In a press release Tuesday, the supermarket chain said the preliminary earnings are lower than last year due to lower gross margins and higher operating and administrative expenses as a percentage of sales.
"While same-store sales trends improved over fourth quarter levels, the issues related to our centralized marketing organization had a greater impact on gross margins than we expected," said Steve Burd, chairman, president and c.e.o. in a statement. "This gross margin shortfall was due to learning curve issues in the new organization."
Thomson First Call puts Safeway's first-quarter 2003 earnings at 54 cents a share excluding goodwill. The company earned 67 cents a share before an accounting change last year.

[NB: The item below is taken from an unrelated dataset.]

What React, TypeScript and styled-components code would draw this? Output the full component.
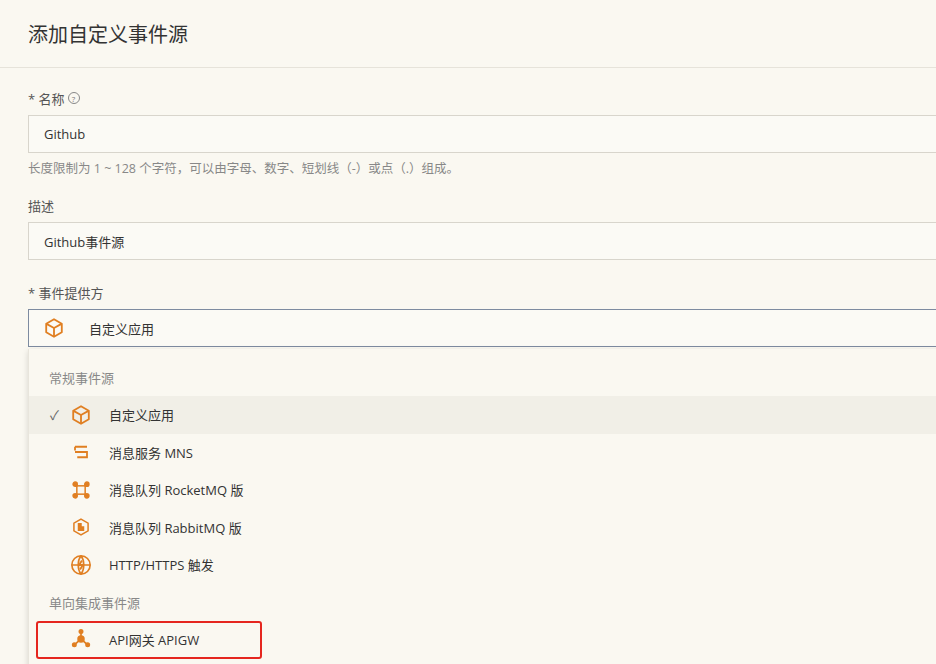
import React from 'react'
import styled, { createGlobalStyle } from 'styled-components'

const Global = createGlobalStyle`
  html, body { margin: 0; background: #faf8f1; overflow: hidden; }
  body { font-family: "Open Sans", "Noto Sans CJK SC", sans-serif; color: #333; }
`

const Header = styled.div`
  height: 67px;
  padding-left: 28px;
  display: flex;
  align-items: center;
  font-size: 20px;
  color: #333;
  border-bottom: 1px solid #e6e3da;
`

const Body = styled.div`
  padding: 20px 0 0 28px;
  width: 940px;
`

const Label = styled.div`
  font-size: 13px;
  color: #555;
  height: 20px;
  display: flex;
  align-items: center;
  gap: 3px;
  margin-bottom: 7px;
`

const Help = styled.span`
  width: 10px; height: 10px; border: 1px solid #888; border-radius: 50%;
  font-size: 8px; display: inline-flex; align-items: center; justify-content: center; color: #777;
`

const Input = styled.div`
  height: 36px;
  border: 1px solid #d8d5cc;
  background: #fbfaf5;
  display: flex;
  align-items: center;
  padding-left: 15px;
  font-size: 13px;
  color: #333;
`

const Hint = styled.div`
  font-size: 12.5px;
  color: #888;
  margin: 5px 0 0;
  height: 20px;
`

const Field = styled.div<{ gap?: number }>`
  margin-top: ${p => p.gap ?? 0}px;
`

const Select = styled(Input)`
  border-color: #7d8ba0;
  padding-left: 14px;
  gap: 24px;
`

const Menu = styled.div`
  margin-top: 2px;
  box-shadow: 0 2px 6px rgba(0,0,0,0.15);
  border-left: 1px solid #e8e5dc;
  padding: 10px 0 4px;
  background: #faf8f1;
  height: 305px;
`

const Group = styled.div`
  height: 37px;
  padding-left: 20px;
  display: flex;
  align-items: center;
  font-size: 13px;
  color: #888;
`

const Item = styled.div<{ active?: boolean; boxed?: boolean }>`
  height: 37.5px;
  display: flex;
  align-items: center;
  font-size: 13px;
  color: #333;
  background: ${p => (p.active ? '#f1efe7' : 'transparent')};
  position: relative;
  ${p => p.boxed && `
    &::after { content: ''; position: absolute; left: 7px; top: 0; width: 222px; height: 34px;
      border: 2px solid #e5261f; border-radius: 3px; }
  `}
`

const Check = styled.span`
  width: 32px; text-align: right; padding-right: 2px; color: #666; font-size: 13px; box-sizing: border-box;
`

const IconBox = styled.span`
  width: 24px; height: 24px; display: flex; align-items: center; justify-content: center; margin: 0 16px 0 8px;
`

const O = '#e07f22'

const Cube = ({ s = 22 }: { s?: number }) => (
  <svg width={s} height={s} viewBox="0 0 24 24" fill="none" stroke={O} strokeWidth="2" strokeLinejoin="round">
    <path d="M12 2.5l8.5 4.8v9.4L12 21.5l-8.5-4.8V7.3z" />
    <path d="M3.8 7.5L12 12l8.2-4.5M12 12v9.3" />
  </svg>
)
const Mns = () => (
  <svg width="18" height="18" viewBox="0 0 24 24" fill="none" stroke={O} strokeWidth="2.4">
    <path d="M4 5h16M4 12h16v7H7M4 5v5" />
  </svg>
)
const Rocket = () => (
  <svg width="20" height="20" viewBox="0 0 24 24" fill="none" stroke={O} strokeWidth="1.8">
    <rect x="7" y="7" width="10" height="10" />
    <circle cx="5" cy="5" r="2.5" fill={O} /><circle cx="19" cy="5" r="2.5" fill={O} />
    <circle cx="5" cy="19" r="2.5" fill={O} /><circle cx="19" cy="19" r="2.5" fill={O} />
  </svg>
)
const Rabbit = () => (
  <svg width="20" height="20" viewBox="0 0 24 24" fill="none" stroke={O} strokeWidth="1.8">
    <path d="M12 2.5l8.5 4.8v9.4L12 21.5l-8.5-4.8V7.3z" />
    <path d="M9 8v8h6v-4h-3V8z" fill={O} />
  </svg>
)
const Globe = () => (
  <svg width="22" height="22" viewBox="0 0 24 24" fill="none" stroke={O} strokeWidth="1.8">
    <circle cx="12" cy="12" r="10" />
    <path d="M2 12h20M12 2c-4 5-4 15 0 20M12 2c4 5 4 15 0 20" />
    <path d="M13 7l-3 5h4l-3 5" strokeWidth="2" />
  </svg>
)
const Apigw = () => (
  <svg width="20" height="20" viewBox="0 0 24 24" fill="none" stroke={O} strokeWidth="2">
    <path d="M12 3v9M12 12l-8 7M12 12l8 7" />
    <circle cx="12" cy="12" r="3.5" fill={O} />
    <circle cx="12" cy="3" r="2" fill={O} /><circle cx="4" cy="19" r="2" fill={O} /><circle cx="20" cy="19" r="2" fill={O} />
  </svg>
)

const items: { name: string; icon: React.ReactNode; active?: boolean }[] = [
  { name: '自定义应用', icon: <Cube />, active: true },
  { name: '消息服务 MNS', icon: <Mns /> },
  { name: '消息队列 RocketMQ 版', icon: <Rocket /> },
  { name: '消息队列 RabbitMQ 版', icon: <Rabbit /> },
  { name: 'HTTP/HTTPS 触发', icon: <Globe /> },
]

export default function App() {
  return (
    <>
      <Global />
      <Header>添加自定义事件源</Header>
      <Body>
        <Field>
          <Label>* 名称 <Help>?</Help></Label>
          <Input>Github</Input>
          <Hint>长度限制为 1 ~ 128 个字符，可以由字母、数字、短划线（-）或点（.）组成。</Hint>
        </Field>
        <Field gap={17}>
          <Label>描述</Label>
          <Input>Github事件源</Input>
        </Field>
        <Field gap={22}>
          <Label>* 事件提供方</Label>
          <Select><Cube s={22} />自定义应用</Select>
          <Menu>
            <Group>常规事件源</Group>
            {items.map(it => (
              <Item key={it.name} active={it.active}>
                <Check>{it.active ? '✓' : ''}</Check>
                <IconBox>{it.icon}</IconBox>
                {it.name}
              </Item>
            ))}
            <Group>单向集成事件源</Group>
            <Item boxed>
              <Check />
              <IconBox><Apigw /></IconBox>
              API网关 APIGW
            </Item>
          </Menu>
        </Field>
      </Body>
    </>
  )
}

Safeway said its preliminary first-quarter results were reduced by about 1.5 cents a share due to new accounting for vendor allowances.
The company also said increases in its operating and administrative expense were driven by soft sales and an expected rise in health and pension costs.
Safeway expects to work through its new organization issues throughout the second quarter, said Burd. "When fully integrated, the centralized marketing function is expected to achieve significant cost savings," he said.
Shares of Safeway, which plans to report first-quarter results May 1, closed at $20.40, down 10 cents or 0.5 percent, on composite volume of 2.24 million shares. Average daily volume is 2.38 million shares.